Many girls also go through a stage where they copy the humor style of someone they admire. Maybe it is a friend, a creator online, or a TV character with a super dry, sarcastic personality. At first, imitation feels safer than being original. But after a while, it can feel fake. The best shift happens when they keep the confidence but change the delivery to match their own personality. A naturally sweet girl might become funny through playful honesty. A more reserved girl might become funny through perfect timing. A high-energy girl might become funny through storytelling and reactions. The point is not to become somebody else. It is to discover what kind of humor already fits you.
There is also the experience of girls who seem energetic online but flat in person. They can text all day, post jokes, and send memes like a professional curator of chaos, but face-to-face conversation feels different. That does not mean they are socially hopeless. It usually means they need more live practice. Real conversations move faster, require body language, and depend on listening just as much as speaking.
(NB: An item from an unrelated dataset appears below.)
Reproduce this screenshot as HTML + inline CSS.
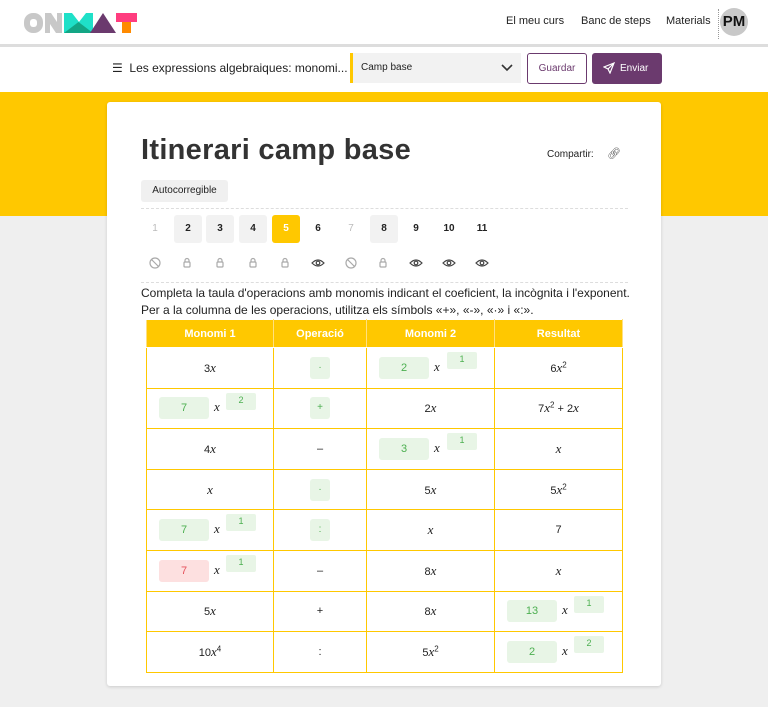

Girls who improve most are often the ones who start small: greeting people first, asking better questions, making one comment instead of ten, and getting comfortable with pauses instead of panicking during them.
Finally, many girls discover that the most memorable kind of energy is not wild energy. It is warm energy. It is the girl who makes others feel included, who brings a room to life without taking it over, who can laugh at herself without tearing herself down, and who knows how to be playful without being mean. That kind of energy lasts. It makes friendships stronger. It makes confidence feel real. And it proves something important: being funny and energetic is not about becoming a different girl. It is about becoming more awake, more confident, and more fully yourself.